Deep-sea anglers send strong anti-blasting message to Creecy

Scores of creative messages are appearing in opposition to Operation Phakisa gas and oil mining of the ocean such as this one from Rhodes University graduate Steve Pike of veteran online surf magazine, Wavescape.
Scores of creative messages are appearing in opposition to Operation Phakisa gas and oil mining of the ocean such as this one from Rhodes University graduate Steve Pike of veteran online surf magazine, Wavescape.
Image: supplied

A public campaign to stop the seismic blasting ship Amazon Warrior from reaching its next work destination — the Wild Coast — has spurred deep-sea anglers to deliver a stinging letter to forestry, fisheries & environment minister Barbara Creecy.

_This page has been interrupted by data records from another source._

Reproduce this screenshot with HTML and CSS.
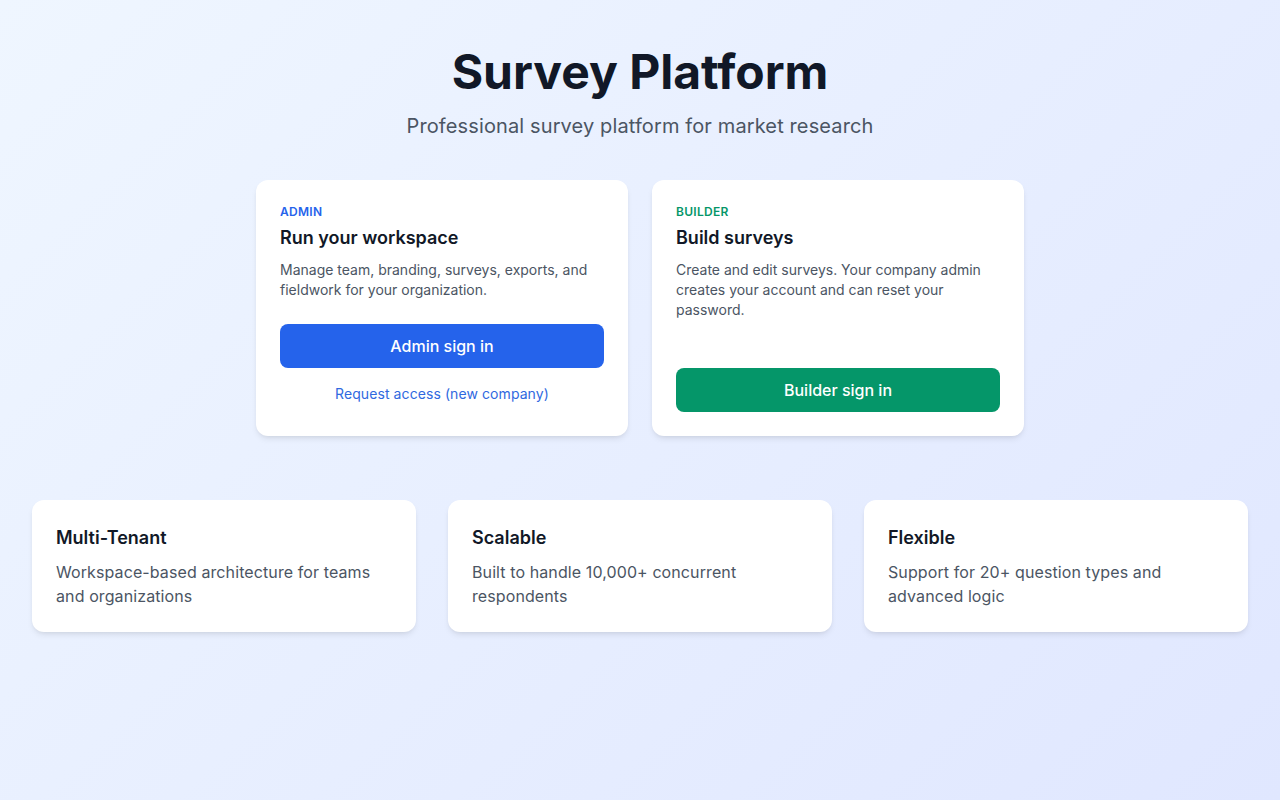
FILE: index.html
```html
<!DOCTYPE html>
<html>
<head>
    <title>Survey Platform</title>
    <link rel="stylesheet" href="styles.css">
</head>
<body>
    <div class="page">
        <header class="hero">
            <h1>Survey Platform</h1>
            <p class="subtitle">Professional survey platform for market research</p>
        </header>

        <div class="roles">
            <div class="card role-card">
                <div class="role-label admin">Admin</div>
                <h2>Run your workspace</h2>
                <p class="role-text">Manage team, branding, surveys, exports, and fieldwork for your organization.</p>
                <button class="btn btn-admin">Admin sign in</button>
                <a class="request-link" href="#">Request access (new company)</a>
            </div>
            <div class="card role-card">
                <div class="role-label builder">Builder</div>
                <h2>Build surveys</h2>
                <p class="role-text">Create and edit surveys. Your company admin creates your account and can reset your password.</p>
                <button class="btn btn-builder">Builder sign in</button>
            </div>
        </div>

        <div class="features">
            <div class="card feature-card">
                <h3>Multi-Tenant</h3>
                <p>Workspace-based architecture for teams and organizations</p>
            </div>
            <div class="card feature-card">
                <h3>Scalable</h3>
                <p>Built to handle 10,000+ concurrent respondents</p>
            </div>
            <div class="card feature-card">
                <h3>Flexible</h3>
                <p>Support for 20+ question types and advanced logic</p>
            </div>
        </div>
    </div>
</body>
</html>
```

FILE: styles.css
```css
* {
    box-sizing: border-box;
}

html, body {
    margin: 0;
    padding: 0;
    min-height: 100%;
}

body {
    font-family: Inter, "Noto Sans", Arial, sans-serif;
    background: linear-gradient(135deg, #eff6ff 0%, #e0e7ff 100%);
    min-height: 100vh;
    color: #111827;
}

.page {
    max-width: 1280px;
    margin: 0 auto;
    padding: 48px 32px;
}

.hero {
    text-align: center;
    margin-bottom: 40px;
}

.hero h1 {
    font-size: 48px;
    line-height: 48px;
    font-weight: 700;
    color: #111827;
    margin: 0 0 16px;
}

.subtitle {
    font-size: 20px;
    line-height: 28px;
    color: #4b5563;
    letter-spacing: 0.12px;
    margin: 0;
}

.card {
    background-color: #fff;
    border-radius: 12px;
    box-shadow: 0 4px 6px -1px rgba(0, 0, 0, 0.08), 0 2px 4px -2px rgba(0, 0, 0, 0.08);
    padding: 24px;
}

.roles {
    display: grid;
    grid-template-columns: 1fr 1fr;
    gap: 24px;
    max-width: 768px;
    margin: 0 auto;
}

.role-card {
    display: flex;
    flex-direction: column;
}

.role-label {
    font-size: 12px;
    line-height: 16px;
    font-weight: 600;
    text-transform: uppercase;
    letter-spacing: 0.025em;
}

.role-label.admin {
    color: #2563eb;
}

.role-label.builder {
    color: #059669;
}

.role-card h2 {
    font-size: 18px;
    line-height: 28px;
    font-weight: 600;
    margin: 4px 0 0;
    color: #111827;
}

.role-text {
    font-size: 14px;
    line-height: 20px;
    color: #4b5563;
    margin: 8px 0 24px;
}

.btn {
    margin-top: auto;
    display: block;
    width: 100%;
    border: none;
    border-radius: 8px;
    padding: 10px 16px;
    font-family: inherit;
    font-size: 16px;
    line-height: 24px;
    font-weight: 500;
    color: #fff;
    cursor: pointer;
}

.btn-admin {
    background-color: #2563eb;
}

.btn-builder {
    background-color: #059669;
}

.request-link {
    display: block;
    text-align: center;
    margin-top: 16px;
    padding-bottom: 8px;
    font-size: 14px;
    line-height: 20px;
    letter-spacing: 0.08px;
    color: #3069e0;
    text-decoration: none;
}

.features {
    display: grid;
    grid-template-columns: repeat(3, 1fr);
    gap: 32px;
    margin-top: 64px;
}

.feature-card h3 {
    font-size: 18px;
    line-height: 28px;
    font-weight: 600;
    margin: 0;
    color: #111827;
}

.feature-card p {
    font-size: 16px;
    line-height: 24px;
    color: #4b5563;
    letter-spacing: 0.1px;
    margin: 8px 0 0;
}
```
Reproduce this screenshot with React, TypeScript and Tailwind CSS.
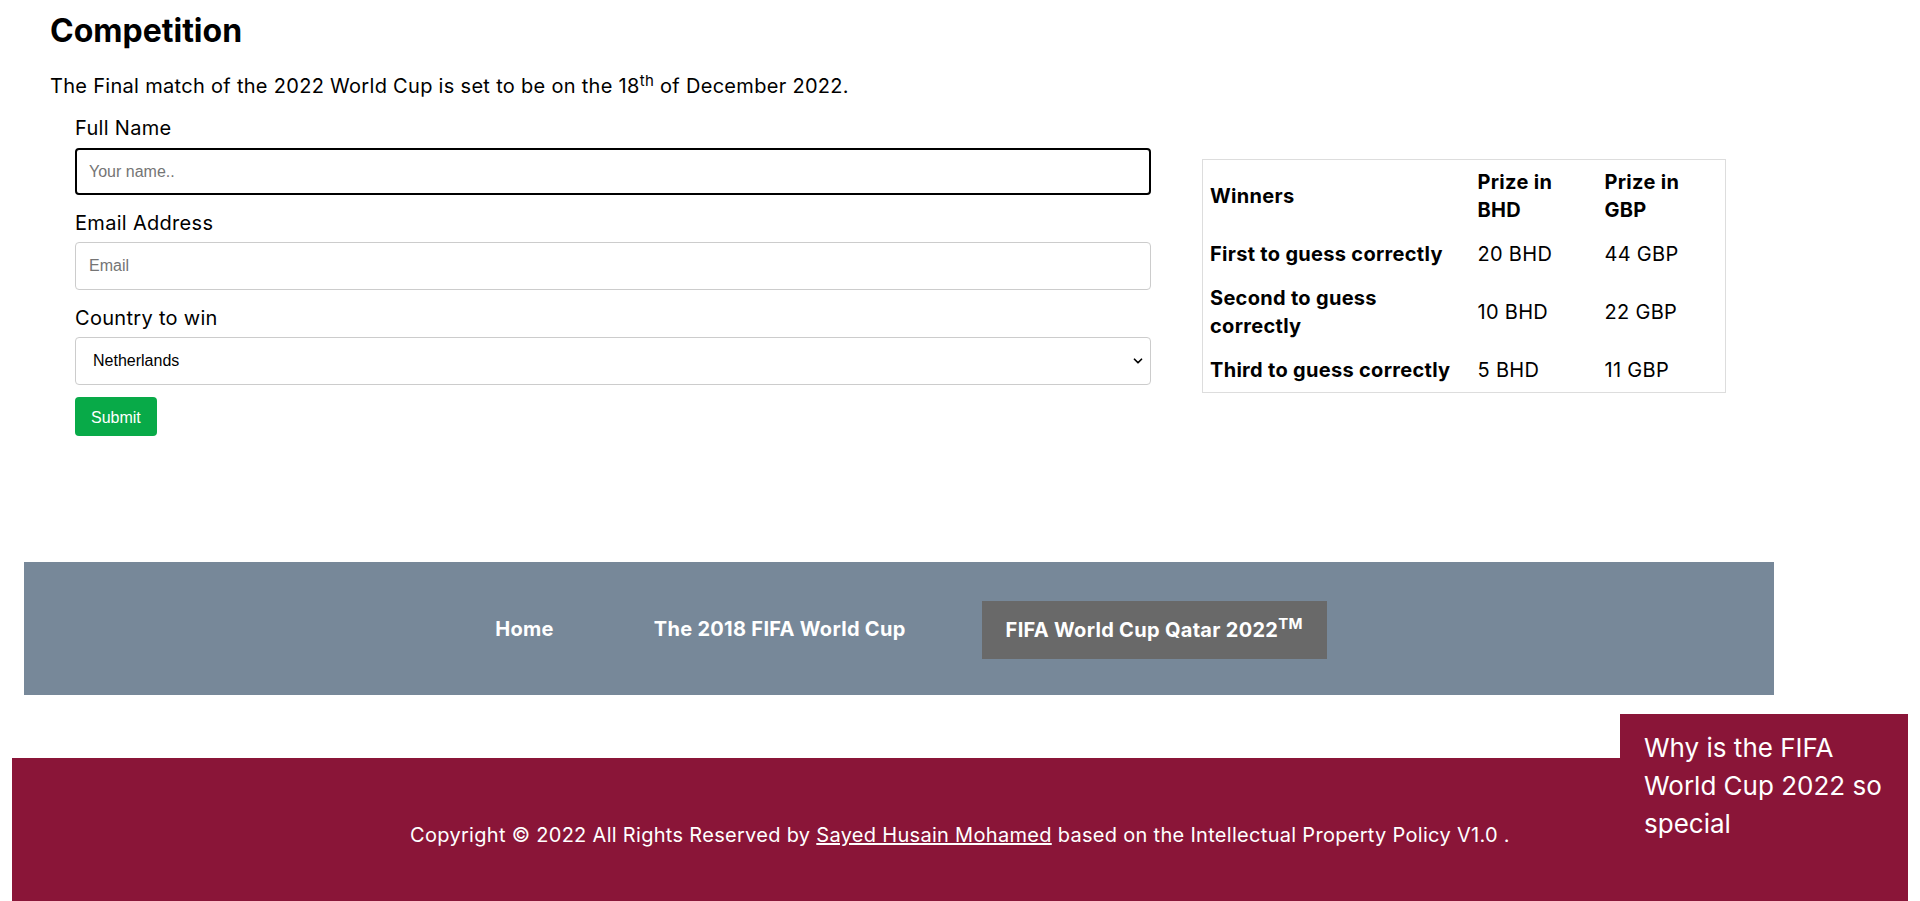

DispatchLIVE asked Creecy to comment on the letter on Friday, but no response had been received at the time of writing.

She said previously that her department was not involved in the granting of exploration rights to Shell and others by minister Gwede Mantashe’s mineral resources department.

Retired SA deaf swim champion and video producer Mark Roach, of Nahoon, East London, who was interviewed on national television over the protest clip he composed this week, said it had been viewed by 37,000 people on YouTube, 30,000 on Instagram and 6,000 on Facebook.

Among the many spontaneous demonstrations held along the coast, two major protests loom.

On Sunday, a multi-organisation gathering will be held at Cape Town harbour’s Nelson Mandela Gateway to Robben Island to greet the seismic survey ship when it docks.

On December 5, the Amadiba people plan to march north on the beach and south coast residents intend marching south from the Wild Coast Sun, converging at the Mzamba estuary,  according to Amadiba Crisis Committee spokesperson Nonhle Mbuthuma.

She called on the government to “acknowledge the climate crisis” and to withdraw Shell’s licence to mine the Wild Coast oceans.

“More and more expansion of the fossil fuel economy is not a solution to the economic crisis,” Mbuthuma said.

She said profit-before-people mining threatened the livelihoods of coastal people and the ocean ecology.

In a letter to Creecy, the Border Deep Sea Angling Association said it objected to “the manner in which the exploration will be undertaken and to the poorly communicated intentions” of the Shell and others.

The association’s environmental officer, Leon J Hechter, chair Tyrone Gower, and vice-chair John Luef, said it was ready to go to court to get the exploration stopped, but wanted Creecy to first hear its objections.

The association stated:

  • Allowing Shell and others to carry on was in contradiction to the climate change commitments the SA government signed at COP 26 and the Paris agreement;
  • There was no sustainable proof that seismic blasting would not damage the  environment and biodiversity;
  • There was no proof that there would not be damage to adjacent marine protected areas, deep water migration routes, spawning areas of the endemic red steenbras, “wreckfish”, endangered sharks and the “74” fish;
  • The South Durban Community Environmental Alliance had filed a review application in the high court in Pretoria regarding attempts to drill in KwaZulu-Natal in which it claimed there were “unattended deficiencies in a final environmental impact assessment report”;
  • In an accredited report, Wild Ocean executive director Jean Harris found four areas in proximity to the drilling sites which were vulnerable to persistent degradation and damage from day-to-day operational oil leakages and smaller spills.
  • Humpback whales, the annual sardine run, the squid-fishing industry, endangered red steenbras, coastal dolphins, sharks and an array of other sea life “stand to be negativelyaffected”.
  • Cornell University’s K Lisa Yang Centre for Conservation Bioacoustics postdoctoral research associate Michelle Fournet said the final authorisation report for drilling in KwaZulu-Natal failed to model or measure how blasting would affect  a major fish migration corridor and reef formation — coral larvae relied on  reef sounds to determine where to settle. Blasting would disrupt coral settlement, “and thus continued reef building”.
  • Since the exploration was proposed, a significant increase in area of the Amathole Marine Protected Area took place, ostensibly to protect the area against the depredations of marine mining — presumably exploration and subsequent exploitation. The association said seismic blasts would boom through the marine protected areas.

“As BDSAA we regrettably noted your lack of research and reassurance to the communities concerned,” the letter said.